Creating his first book I moved to Moscow and started freelancing there, and did stories on spec and tried to sell them to the weekend magazines all over Europe – in Germany, England, France. I did some assignments but did a lot of things on my own too, to sell later. I’ve never been one to wait around for assignments – if I find something really interesting then I want to do it. I was really fascinated by all the strange stories you could uncover there in the former Soviet Union at that time in the late 90s and early 2000s.
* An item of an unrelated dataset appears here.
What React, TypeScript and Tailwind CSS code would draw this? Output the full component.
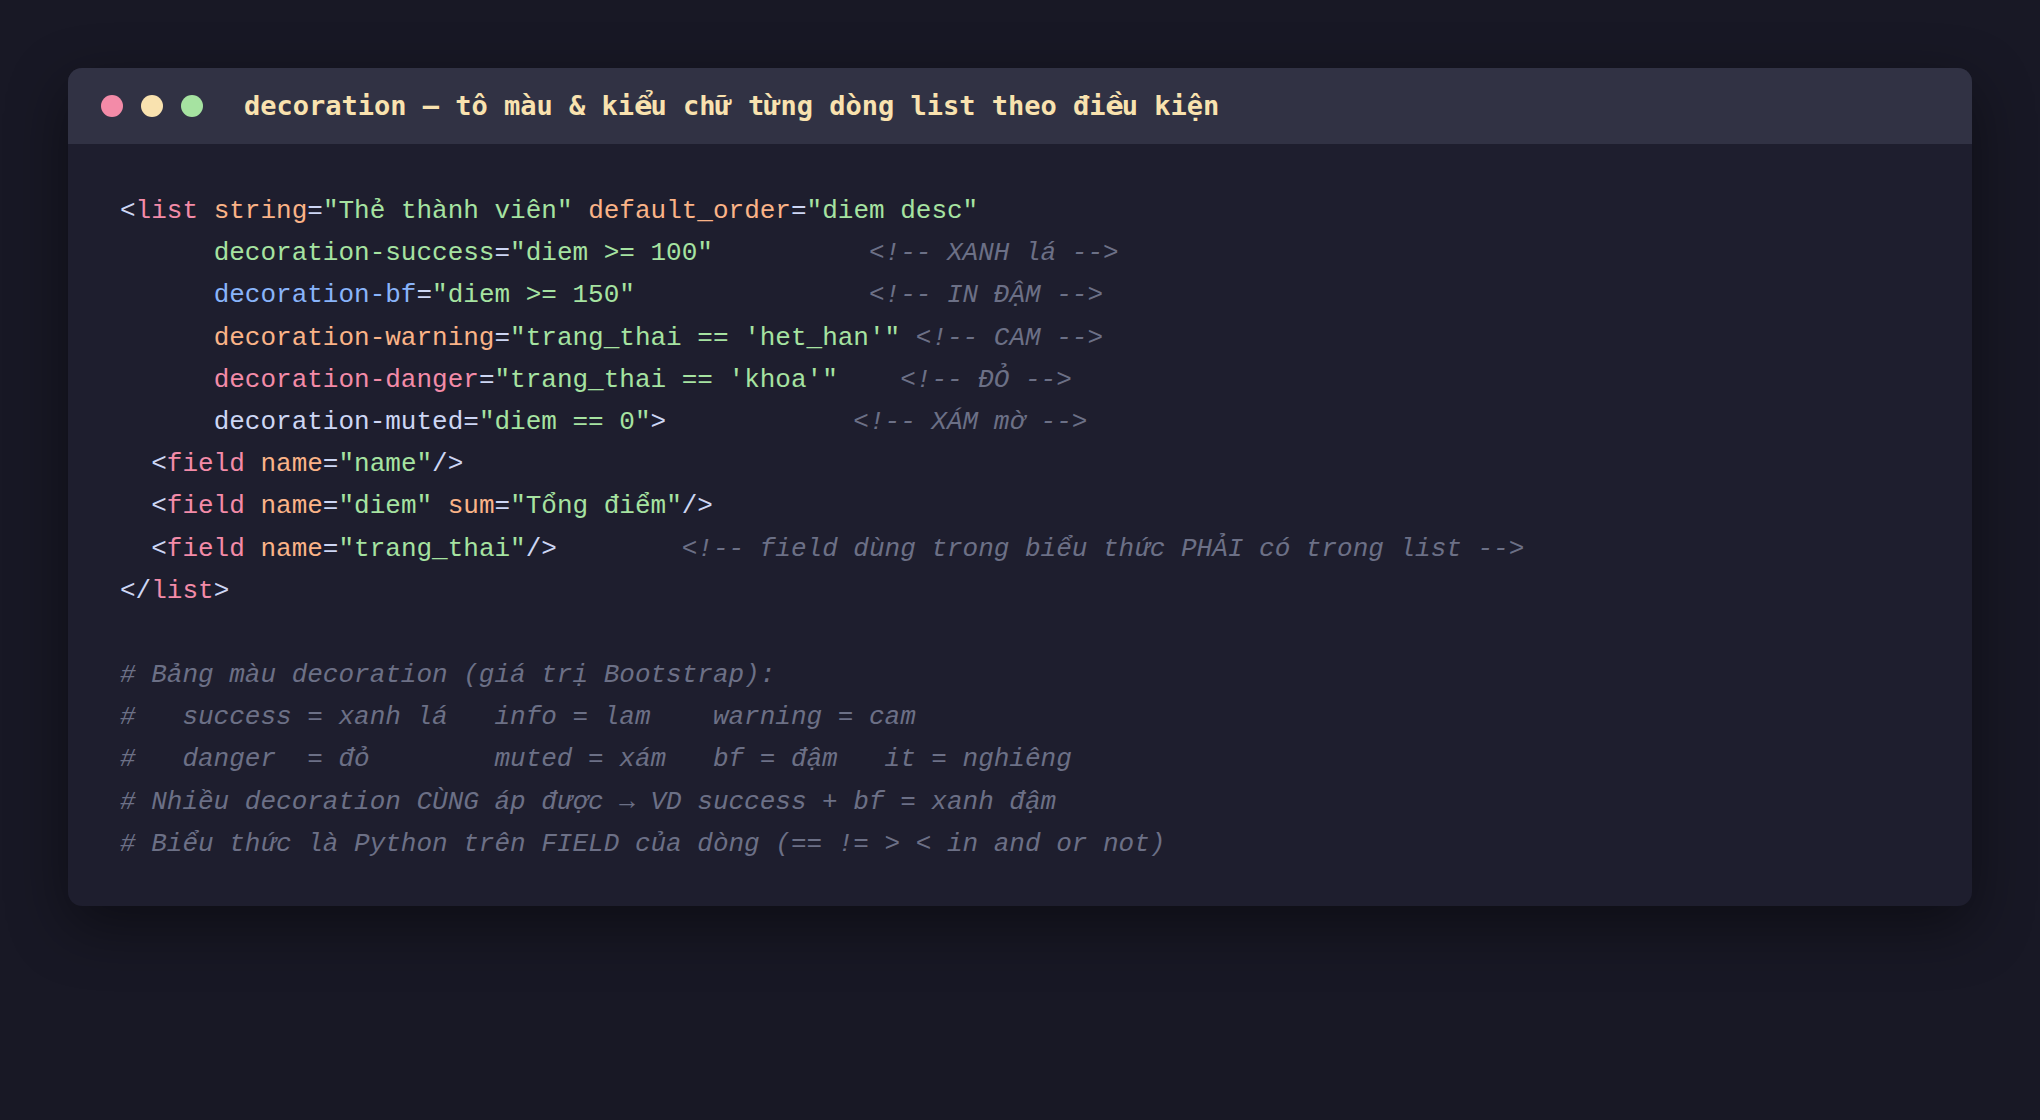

I started slowly realising that I had the contours of a bigger body of work – the work that later became Satellites, my first book about the Soviet Union. That was a seven year project – in 2003, 2004 I started realising this was a bigger body of work, all these different, smaller, strange stories I’d been doing in that part of the world. Then I started working more concertedly on that.
Returning to Magnum as a member In 2004, it was suggested by some of the photographers at Magnum that I make an application, and I did, and to my great surprise, it worked. It felt completely surreal to enter into the room with all these people that I had always admired and worshipped as my heroes. Josef Koudelka slapped me on the back, and Philip Jones Griffiths made some snide comment about photographing in colour. That was really an amazing experience. I’ve had some amazing luck. You make your own fortune and all that but you still have luck, and I feel very fortunate.
On having a distinctive story to tell I guess that’s one of the reasons I feel lucky, because I somehow had the fortune early on to do a project about things I cared about and that meant something to me. And the fact that that actually came to something, very concretely, it gave me self-confidence to keep doing that. I think so many young people struggle with exactly that – to find the things that are there, to find what they want to use their photographic skills for. What is their story, what is their mission? I somehow fell into doing exactly that instead of fighting for assignments to make the wheels go round. It gave me the strength to continue, and that’s what people struggle with – it’s finding that personal self-confidence and also to figure out what you want to say. For me photography is essentially just a language. I get interested in photography where the person is trying to communicate something or say something or make me feel something.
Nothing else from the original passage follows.